We confirmed that this provided identical results to a binomial enrichment model for integer counts of amino acids (55) but allowed for partial assignment of peptides to clusters.
Quantifying the influence of sequence versus data
The magnitude of the weight used to scale the sequence and data scores is arbitrary. We do know that with a weight of 0 the model only uses the phosphorylation measurements. Alternatively, with an enormously large weight the motif information is prioritized. However, we do not know to what extent each information source is prioritized in general. Therefore, to quantify the relative importance of each type of data, we calculated our clustering results at each weighting extreme, and then calculated the Frobenius norm of the resulting peptide assignments between those and the clustering of interest.
Generating Cluster Motifs and Upstream Kinase Predictions
For each cluster we computed a position-specific-scoring matrix (PSSM). To do so, we populated a residue/position matrix with the sum of the corresponding cluster probabilities for every peptide. Once all peptides were accounted for, the resulting matrix was normalized by averaging the mean probability across amino acids and log2-transformed to generate a PSSM. In parallel, we computed a PSSM including all sequences that served as background to account for the different amino acid occurrences within the data set. Then, we subtracted each cluster PSSM with the background PSSM and limited any large negative numbers to −3. Next, we extracted several kinase specificity profiling results from the literature (16, 18, 18, 19). The distance between PSSM and PSSL motifs was calculated using by the Frobenius norm of the difference. Motif logo plots were generated using logomaker (56).
Evaluate clustering by imputation of values
To evaluate the ability of our model to handle missing values, we removed random, individual TMT experiments for each peptide and used the model to impute these values. The number of missing values per peptide is highly variable. Therefore, in our error quantitation, we stratified peptides by their missingness percentage and computed the average mean squared error between the actual values and predictions—or imputed peptide average—in each group. We calculated the reconstruction error across different combinations of cluster numbers and weights using the same process.

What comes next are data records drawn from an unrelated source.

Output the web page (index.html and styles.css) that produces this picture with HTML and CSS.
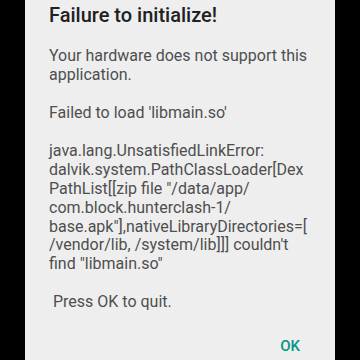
FILE: index.html
```html
<!DOCTYPE html>
<html>
<head>
<meta charset="utf-8">
<link rel="stylesheet" href="styles.css">
</head>
<body>
<div class="dialog">
  <h1 class="title">Failure to initialize!</h1>
  <p class="message">Your hardware does not support this<br>application.<br><br>Failed to load 'libmain.so'<br><br>java.lang.UnsatisfiedLinkError:<br>dalvik.system.PathClassLoader[Dex<br>PathList[[zip file "/data/app/<br>com.block.hunterclash-1/<br>base.apk"],nativeLibraryDirectories=[<br>/vendor/lib, /system/lib]]] couldn't<br>find "libmain.so"<br><br>&nbsp;Press OK to quit.</p>
  <div class="actions">
    <button class="ok">OK</button>
  </div>
</div>
</body>
</html>
```
FILE: styles.css
```css
html, body {
  margin: 0;
  padding: 0;
  background: #000;
  width: 360px;
  height: 360px;
  overflow: hidden;
}
.dialog {
  box-sizing: border-box;
  margin-left: 25px;
  width: 310px;
  height: 360px;
  background: #eeeeee;
  padding: 3px 24px 0 24px;
  font-family: Roboto, "Noto Sans", sans-serif;
}
.title {
  margin: 0;
  font-size: 20px;
  line-height: 24px;
  font-weight: 500;
  color: #212121;
}
.message {
  margin: 20.4px 0 0 0;
  font-size: 16px;
  line-height: 18.9px;
  color: #4e4e4e;
  white-space: nowrap;
}
.actions {
  display: flex;
  justify-content: flex-end;
  margin-top: 25.6px;
  padding-right: 11px;
}
.ok {
  border: 0;
  background: none;
  padding: 0;
  font-family: Roboto, "Noto Sans", sans-serif;
  font-size: 15px;
  line-height: 16px;
  font-weight: 500;
  color: #009688;
}
```
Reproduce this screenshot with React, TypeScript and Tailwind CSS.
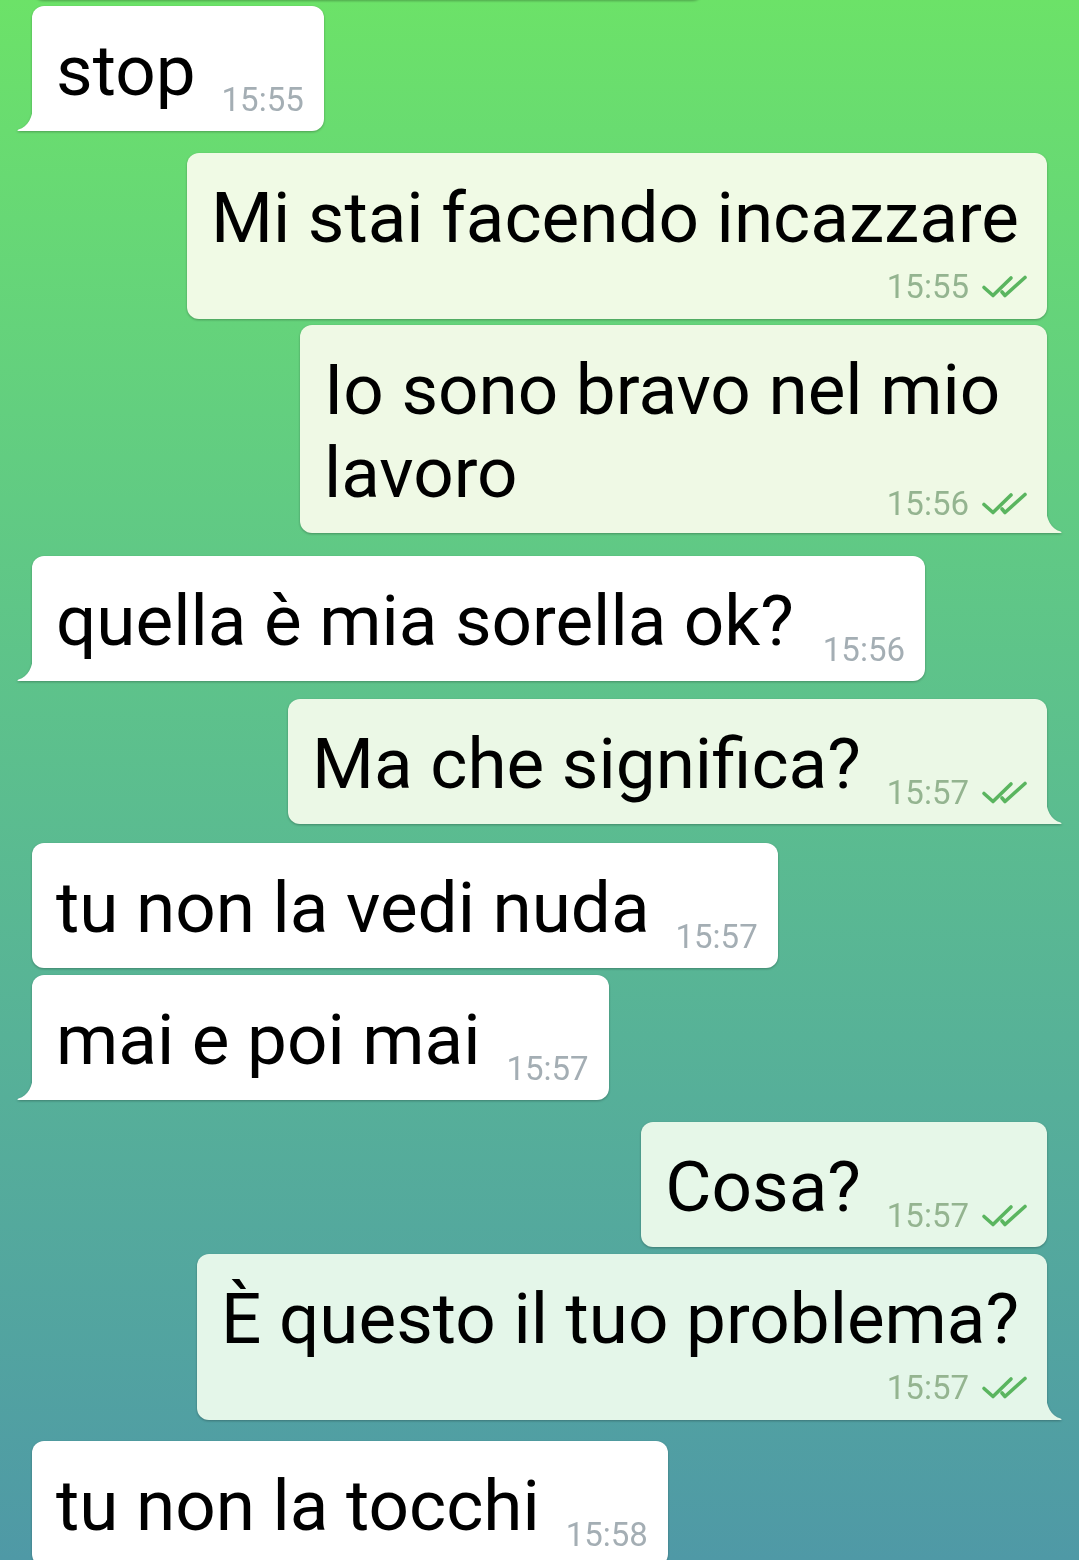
import React from "react";

type Msg = {
  text: string;
  time: string;
  out: boolean;
  mode: "inline" | "below" | "overlap";
  tail: boolean;
  mt: string;
  bg: string;
  fill: string;
  w?: string;
};

const messages: Msg[] = [
  { text: "stop", time: "15:55", out: false, mode: "inline", tail: true, mt: "mt-[6px]", bg: "bg-white", fill: "#ffffff" },
  { text: "Mi stai facendo incazzare", time: "15:55", out: true, mode: "below", tail: false, mt: "mt-[22px]", bg: "bg-[#f0fae5]", fill: "#f0fae5" },
  { text: "Io sono bravo nel mio lavoro", time: "15:56", out: true, mode: "overlap", tail: true, mt: "mt-[6px]", bg: "bg-[#eff9e5]", fill: "#eff9e5", w: "w-[747px]" },
  { text: "quella è mia sorella ok?", time: "15:56", out: false, mode: "inline", tail: true, mt: "mt-[23px]", bg: "bg-white", fill: "#ffffff", w: "w-[893px]" },
  { text: "Ma che significa?", time: "15:57", out: true, mode: "inline", tail: true, mt: "mt-[18px]", bg: "bg-[#ebf8e6]", fill: "#ebf8e6" },
  { text: "tu non la vedi nuda", time: "15:57", out: false, mode: "inline", tail: false, mt: "mt-[19px]", bg: "bg-white", fill: "#ffffff" },
  { text: "mai e poi mai", time: "15:57", out: false, mode: "inline", tail: true, mt: "mt-[7px]", bg: "bg-white", fill: "#ffffff" },
  { text: "Cosa?", time: "15:57", out: true, mode: "inline", tail: false, mt: "mt-[22px]", bg: "bg-[#e6f7e8]", fill: "#e6f7e8" },
  { text: "È questo il tuo problema?", time: "15:57", out: true, mode: "below", tail: true, mt: "mt-[7px]", bg: "bg-[#e4f6e9]", fill: "#e4f6e9" },
  { text: "tu non la tocchi", time: "15:58", out: false, mode: "inline", tail: false, mt: "mt-[21px]", bg: "bg-white", fill: "#ffffff" },
];

const Checks = () => (
  <svg width="46" height="24" viewBox="0 0 46 24" fill="none" stroke="#5ab55f" strokeWidth="3.6" strokeLinecap="round" strokeLinejoin="round">
    <path d="M3 12.5 L12 20.5 L30 3" />
    <path d="M21 17 L24 20.5 L44 2.5" />
  </svg>
);

const Time = ({ msg, className = "" }: { msg: Msg; className?: string }) => (
  <div className={`flex items-center gap-[12px] shrink-0 ${className}`}>
    <span className={`text-[33px] leading-[36px] ${msg.out ? "text-[#94b490]" : "text-[#a4aeb4]"}`}>{msg.time}</span>
    {msg.out && <Checks />}
  </div>
);

const Tail = ({ out, fill }: { out: boolean; fill: string }) => (
  <svg
    width="16"
    height="26"
    viewBox="0 0 16 26"
    className={`absolute bottom-0 ${out ? "-right-[15px]" : "-left-[15px] -scale-x-100"}`}
  >
    <path d="M0 0 C0 12 5 22 14.5 24.5 C16 25 16 26 14.5 26 L0 26 Z" fill={fill} />
  </svg>
);

const Bubble = ({ msg }: { msg: Msg }) => {
  const corner = msg.tail ? (msg.out ? "rounded-br-none" : "rounded-bl-none") : "";
  return (
    <div
      className={`relative max-w-[900px] rounded-[12px] drop-shadow-[0_1.5px_1px_rgba(0,0,0,0.28)] ${msg.bg} ${corner} ${msg.mt} ${
        msg.out ? "self-end" : "self-start"
      } ${msg.w ?? ""}`}
    >
      {msg.mode === "inline" && (
        <div className="flex items-end justify-between pl-[24px] pr-[20px] pt-[23px] pb-[19px]">
          <span className="text-[71px] leading-[83px] text-black whitespace-nowrap">{msg.text}</span>
          <Time msg={msg} className="ml-[26px] translate-y-[6px]" />
        </div>
      )}
      {msg.mode === "below" && (
        <div className="pl-[24px] pr-[20px] pt-[23px] pb-[14px]">
          <div className="pr-[8px] text-[71px] leading-[83px] text-black whitespace-nowrap">{msg.text}</div>
          <div className="flex justify-end mt-[10px]">
            <Time msg={msg} />
          </div>
        </div>
      )}
      {msg.mode === "overlap" && (
        <div className="pl-[24px] pr-[20px] pt-[23px] pb-[11px]">
          <div className="pr-[4px] text-[71px] leading-[83px] text-black">{msg.text}</div>
          <div className="flex justify-end -mt-[28px]">
            <Time msg={msg} />
          </div>
        </div>
      )}
      {msg.tail && <Tail out={msg.out} fill={msg.fill} />}
    </div>
  );
};

export default function App() {
  return (
    <div className="h-[1560px] w-[1079px] overflow-hidden bg-linear-to-b from-[#6ce268] to-[#4f99a6] font-[Roboto,sans-serif]">
      <div className="flex flex-col px-[32px]">
        <div className="-mt-[20px] h-[20px] w-[672px] self-start rounded-b-[12px] bg-white drop-shadow-[0_1.5px_1px_rgba(0,0,0,0.28)]" />
        {messages.map((m, i) => (
          <Bubble key={i} msg={m} />
        ))}
      </div>
    </div>
  );
}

Associating clusters with molecular and clinical features
To find clusters that tracked with specific molecular or clinical features we implemented two different strategies: logistic regression and hypothesis testing. For binary problems such as Tumor vs NAT samples or mutational status we used l1-regularized logistic regression and Mann-Whitney rank tests. In the former, we tried to predict the feature of interest using the phosphorylation signal of the cluster centers, whereas in the latter, for each cluster we split all patients according to their specific feature and tested whether the difference in the median signal between both groups was statistically different. We performed Bonferroni correction on the p-values computed by the Mann-Whitney tests. Gene ontology analysis was performed using the GENEONTOLOGY software (geneontology.org) (57, 58).
Funding
This work was supported by NIH U01-CA215709 to A.S.M. and in part by the UCLA Jonsson Comprehensive Cancer Center (JCCC) grant NIH P30-CA016042.
Author contributions
A.S.M. conceived the project. Both authors performed the analysis. Both authors wrote the manuscript.
Competing interests
Authors declare that they have no competing interests.